_AIM:_ Return the data exactly, with all pictures removed.

_AVAILABLE DATA:_
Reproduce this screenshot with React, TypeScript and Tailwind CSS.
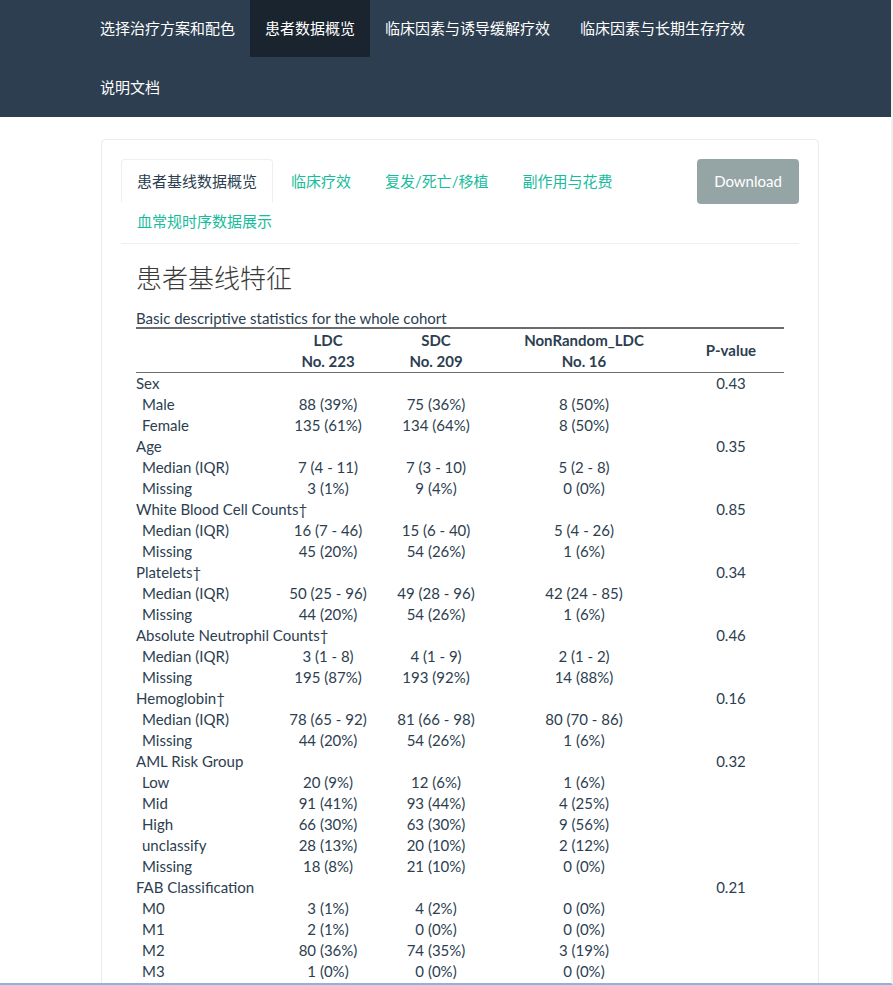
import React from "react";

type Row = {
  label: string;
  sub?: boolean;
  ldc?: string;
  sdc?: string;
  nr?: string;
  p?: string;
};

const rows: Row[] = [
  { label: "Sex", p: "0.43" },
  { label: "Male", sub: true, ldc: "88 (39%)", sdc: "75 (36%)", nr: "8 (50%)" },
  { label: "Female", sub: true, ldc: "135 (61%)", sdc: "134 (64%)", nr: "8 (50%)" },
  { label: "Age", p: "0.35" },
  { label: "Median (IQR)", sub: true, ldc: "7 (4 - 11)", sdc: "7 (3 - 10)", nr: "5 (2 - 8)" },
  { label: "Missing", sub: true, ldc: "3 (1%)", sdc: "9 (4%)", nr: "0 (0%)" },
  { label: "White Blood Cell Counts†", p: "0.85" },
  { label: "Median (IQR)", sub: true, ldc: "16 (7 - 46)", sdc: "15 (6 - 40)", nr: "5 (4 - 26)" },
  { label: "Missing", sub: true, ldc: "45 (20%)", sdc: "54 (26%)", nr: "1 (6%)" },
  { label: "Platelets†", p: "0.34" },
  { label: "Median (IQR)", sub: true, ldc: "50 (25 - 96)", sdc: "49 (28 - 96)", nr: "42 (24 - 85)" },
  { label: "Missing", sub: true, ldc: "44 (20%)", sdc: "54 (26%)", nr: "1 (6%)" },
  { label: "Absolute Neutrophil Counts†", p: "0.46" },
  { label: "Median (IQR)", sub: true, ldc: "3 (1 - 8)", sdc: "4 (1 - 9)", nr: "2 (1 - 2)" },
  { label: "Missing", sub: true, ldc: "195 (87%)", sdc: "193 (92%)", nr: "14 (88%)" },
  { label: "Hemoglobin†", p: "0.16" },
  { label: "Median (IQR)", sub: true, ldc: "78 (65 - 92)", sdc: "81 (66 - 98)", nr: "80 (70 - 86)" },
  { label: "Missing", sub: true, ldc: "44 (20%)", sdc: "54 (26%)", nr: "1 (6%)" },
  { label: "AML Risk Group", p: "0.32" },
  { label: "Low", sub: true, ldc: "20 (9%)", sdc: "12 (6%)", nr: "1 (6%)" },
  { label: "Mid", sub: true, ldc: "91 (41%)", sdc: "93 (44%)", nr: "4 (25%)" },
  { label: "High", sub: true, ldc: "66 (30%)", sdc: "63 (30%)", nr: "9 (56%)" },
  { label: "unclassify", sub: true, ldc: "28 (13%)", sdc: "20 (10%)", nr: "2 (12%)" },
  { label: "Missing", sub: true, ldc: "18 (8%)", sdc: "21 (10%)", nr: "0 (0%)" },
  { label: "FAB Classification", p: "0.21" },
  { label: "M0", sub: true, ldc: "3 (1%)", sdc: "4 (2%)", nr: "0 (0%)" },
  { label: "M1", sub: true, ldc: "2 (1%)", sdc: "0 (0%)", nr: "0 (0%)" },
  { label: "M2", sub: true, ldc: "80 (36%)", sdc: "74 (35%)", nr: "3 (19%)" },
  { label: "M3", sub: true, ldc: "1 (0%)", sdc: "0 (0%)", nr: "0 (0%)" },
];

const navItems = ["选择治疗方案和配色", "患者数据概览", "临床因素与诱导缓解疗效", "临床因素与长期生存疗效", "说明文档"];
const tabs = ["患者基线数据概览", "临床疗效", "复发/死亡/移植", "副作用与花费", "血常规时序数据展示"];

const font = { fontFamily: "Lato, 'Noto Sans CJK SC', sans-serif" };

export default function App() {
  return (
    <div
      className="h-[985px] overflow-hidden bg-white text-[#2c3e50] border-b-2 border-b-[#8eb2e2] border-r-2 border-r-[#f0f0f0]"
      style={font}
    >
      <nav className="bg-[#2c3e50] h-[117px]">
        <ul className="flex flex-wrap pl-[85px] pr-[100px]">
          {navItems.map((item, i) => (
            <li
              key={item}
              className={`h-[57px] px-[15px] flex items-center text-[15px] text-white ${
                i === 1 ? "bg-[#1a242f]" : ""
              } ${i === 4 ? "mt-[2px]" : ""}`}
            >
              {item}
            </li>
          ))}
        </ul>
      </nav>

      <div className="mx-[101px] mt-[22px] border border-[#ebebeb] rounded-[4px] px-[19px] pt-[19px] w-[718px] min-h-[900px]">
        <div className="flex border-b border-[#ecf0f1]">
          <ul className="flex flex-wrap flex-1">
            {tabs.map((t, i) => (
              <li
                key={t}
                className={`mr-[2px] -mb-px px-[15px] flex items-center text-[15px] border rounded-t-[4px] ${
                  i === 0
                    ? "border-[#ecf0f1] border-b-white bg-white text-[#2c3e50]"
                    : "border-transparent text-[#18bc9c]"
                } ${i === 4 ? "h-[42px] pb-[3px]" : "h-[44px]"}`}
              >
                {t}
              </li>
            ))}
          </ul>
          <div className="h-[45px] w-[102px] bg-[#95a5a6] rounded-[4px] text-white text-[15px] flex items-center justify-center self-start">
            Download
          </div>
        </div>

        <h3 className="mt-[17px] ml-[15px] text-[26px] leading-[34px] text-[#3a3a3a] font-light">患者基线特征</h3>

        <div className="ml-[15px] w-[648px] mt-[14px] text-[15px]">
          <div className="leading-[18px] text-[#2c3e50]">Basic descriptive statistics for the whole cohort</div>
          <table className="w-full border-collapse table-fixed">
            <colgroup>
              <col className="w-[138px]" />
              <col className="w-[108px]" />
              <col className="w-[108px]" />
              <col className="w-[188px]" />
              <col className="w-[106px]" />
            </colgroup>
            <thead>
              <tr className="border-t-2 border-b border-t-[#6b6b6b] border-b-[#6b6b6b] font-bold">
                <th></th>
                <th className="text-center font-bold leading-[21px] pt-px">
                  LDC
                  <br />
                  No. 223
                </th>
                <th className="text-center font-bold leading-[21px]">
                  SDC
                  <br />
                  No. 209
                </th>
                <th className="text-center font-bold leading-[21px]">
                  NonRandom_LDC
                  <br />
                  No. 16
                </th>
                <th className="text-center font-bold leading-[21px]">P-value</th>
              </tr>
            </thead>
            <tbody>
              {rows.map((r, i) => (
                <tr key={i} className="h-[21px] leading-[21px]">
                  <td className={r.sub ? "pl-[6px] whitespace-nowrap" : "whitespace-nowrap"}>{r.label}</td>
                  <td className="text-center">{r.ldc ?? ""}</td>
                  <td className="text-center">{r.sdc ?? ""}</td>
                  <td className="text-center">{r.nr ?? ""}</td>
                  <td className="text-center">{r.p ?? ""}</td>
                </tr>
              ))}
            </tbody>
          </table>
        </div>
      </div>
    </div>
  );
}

_EXERCISE OUTPUT:_
Reproduce this screenshot with React, TypeScript and Tailwind CSS.
import React from "react";

type Row = {
  label: string;
  sub?: boolean;
  ldc?: string;
  sdc?: string;
  nr?: string;
  p?: string;
};

const rows: Row[] = [
  { label: "Sex", p: "0.43" },
  { label: "Male", sub: true, ldc: "88 (39%)", sdc: "75 (36%)", nr: "8 (50%)" },
  { label: "Female", sub: true, ldc: "135 (61%)", sdc: "134 (64%)", nr: "8 (50%)" },
  { label: "Age", p: "0.35" },
  { label: "Median (IQR)", sub: true, ldc: "7 (4 - 11)", sdc: "7 (3 - 10)", nr: "5 (2 - 8)" },
  { label: "Missing", sub: true, ldc: "3 (1%)", sdc: "9 (4%)", nr: "0 (0%)" },
  { label: "White Blood Cell Counts†", p: "0.85" },
  { label: "Median (IQR)", sub: true, ldc: "16 (7 - 46)", sdc: "15 (6 - 40)", nr: "5 (4 - 26)" },
  { label: "Missing", sub: true, ldc: "45 (20%)", sdc: "54 (26%)", nr: "1 (6%)" },
  { label: "Platelets†", p: "0.34" },
  { label: "Median (IQR)", sub: true, ldc: "50 (25 - 96)", sdc: "49 (28 - 96)", nr: "42 (24 - 85)" },
  { label: "Missing", sub: true, ldc: "44 (20%)", sdc: "54 (26%)", nr: "1 (6%)" },
  { label: "Absolute Neutrophil Counts†", p: "0.46" },
  { label: "Median (IQR)", sub: true, ldc: "3 (1 - 8)", sdc: "4 (1 - 9)", nr: "2 (1 - 2)" },
  { label: "Missing", sub: true, ldc: "195 (87%)", sdc: "193 (92%)", nr: "14 (88%)" },
  { label: "Hemoglobin†", p: "0.16" },
  { label: "Median (IQR)", sub: true, ldc: "78 (65 - 92)", sdc: "81 (66 - 98)", nr: "80 (70 - 86)" },
  { label: "Missing", sub: true, ldc: "44 (20%)", sdc: "54 (26%)", nr: "1 (6%)" },
  { label: "AML Risk Group", p: "0.32" },
  { label: "Low", sub: true, ldc: "20 (9%)", sdc: "12 (6%)", nr: "1 (6%)" },
  { label: "Mid", sub: true, ldc: "91 (41%)", sdc: "93 (44%)", nr: "4 (25%)" },
  { label: "High", sub: true, ldc: "66 (30%)", sdc: "63 (30%)", nr: "9 (56%)" },
  { label: "unclassify", sub: true, ldc: "28 (13%)", sdc: "20 (10%)", nr: "2 (12%)" },
  { label: "Missing", sub: true, ldc: "18 (8%)", sdc: "21 (10%)", nr: "0 (0%)" },
  { label: "FAB Classification", p: "0.21" },
  { label: "M0", sub: true, ldc: "3 (1%)", sdc: "4 (2%)", nr: "0 (0%)" },
  { label: "M1", sub: true, ldc: "2 (1%)", sdc: "0 (0%)", nr: "0 (0%)" },
  { label: "M2", sub: true, ldc: "80 (36%)", sdc: "74 (35%)", nr: "3 (19%)" },
  { label: "M3", sub: true, ldc: "1 (0%)", sdc: "0 (0%)", nr: "0 (0%)" },
];

const navItems = ["选择治疗方案和配色", "患者数据概览", "临床因素与诱导缓解疗效", "临床因素与长期生存疗效", "说明文档"];
const tabs = ["患者基线数据概览", "临床疗效", "复发/死亡/移植", "副作用与花费", "血常规时序数据展示"];

const font = { fontFamily: "Lato, 'Noto Sans CJK SC', sans-serif" };

export default function App() {
  return (
    <div
      className="h-[985px] overflow-hidden bg-white text-[#2c3e50] border-b-2 border-b-[#8eb2e2] border-r-2 border-r-[#f0f0f0]"
      style={font}
    >
      <nav className="bg-[#2c3e50] h-[117px]">
        <ul className="flex flex-wrap pl-[85px] pr-[100px]">
          {navItems.map((item, i) => (
            <li
              key={item}
              className={`h-[57px] px-[15px] flex items-center text-[15px] text-white ${
                i === 1 ? "bg-[#1a242f]" : ""
              } ${i === 4 ? "mt-[2px]" : ""}`}
            >
              {item}
            </li>
          ))}
        </ul>
      </nav>

      <div className="mx-[101px] mt-[22px] border border-[#ebebeb] rounded-[4px] px-[19px] pt-[19px] w-[718px] min-h-[900px]">
        <div className="flex border-b border-[#ecf0f1]">
          <ul className="flex flex-wrap flex-1">
            {tabs.map((t, i) => (
              <li
                key={t}
                className={`mr-[2px] -mb-px px-[15px] flex items-center text-[15px] border rounded-t-[4px] ${
                  i === 0
                    ? "border-[#ecf0f1] border-b-white bg-white text-[#2c3e50]"
                    : "border-transparent text-[#18bc9c]"
                } ${i === 4 ? "h-[42px] pb-[3px]" : "h-[44px]"}`}
              >
                {t}
              </li>
            ))}
          </ul>
          <div className="h-[45px] w-[102px] bg-[#95a5a6] rounded-[4px] text-white text-[15px] flex items-center justify-center self-start">
            Download
          </div>
        </div>

        <h3 className="mt-[17px] ml-[15px] text-[26px] leading-[34px] text-[#3a3a3a] font-light">患者基线特征</h3>

        <div className="ml-[15px] w-[648px] mt-[14px] text-[15px]">
          <div className="leading-[18px] text-[#2c3e50]">Basic descriptive statistics for the whole cohort</div>
          <table className="w-full border-collapse table-fixed">
            <colgroup>
              <col className="w-[138px]" />
              <col className="w-[108px]" />
              <col className="w-[108px]" />
              <col className="w-[188px]" />
              <col className="w-[106px]" />
            </colgroup>
            <thead>
              <tr className="border-t-2 border-b border-t-[#6b6b6b] border-b-[#6b6b6b] font-bold">
                <th></th>
                <th className="text-center font-bold leading-[21px] pt-px">
                  LDC
                  <br />
                  No. 223
                </th>
                <th className="text-center font-bold leading-[21px]">
                  SDC
                  <br />
                  No. 209
                </th>
                <th className="text-center font-bold leading-[21px]">
                  NonRandom_LDC
                  <br />
                  No. 16
                </th>
                <th className="text-center font-bold leading-[21px]">P-value</th>
              </tr>
            </thead>
            <tbody>
              {rows.map((r, i) => (
                <tr key={i} className="h-[21px] leading-[21px]">
                  <td className={r.sub ? "pl-[6px] whitespace-nowrap" : "whitespace-nowrap"}>{r.label}</td>
                  <td className="text-center">{r.ldc ?? ""}</td>
                  <td className="text-center">{r.sdc ?? ""}</td>
                  <td className="text-center">{r.nr ?? ""}</td>
                  <td className="text-center">{r.p ?? ""}</td>
                </tr>
              ))}
            </tbody>
          </table>
        </div>
      </div>
    </div>
  );
}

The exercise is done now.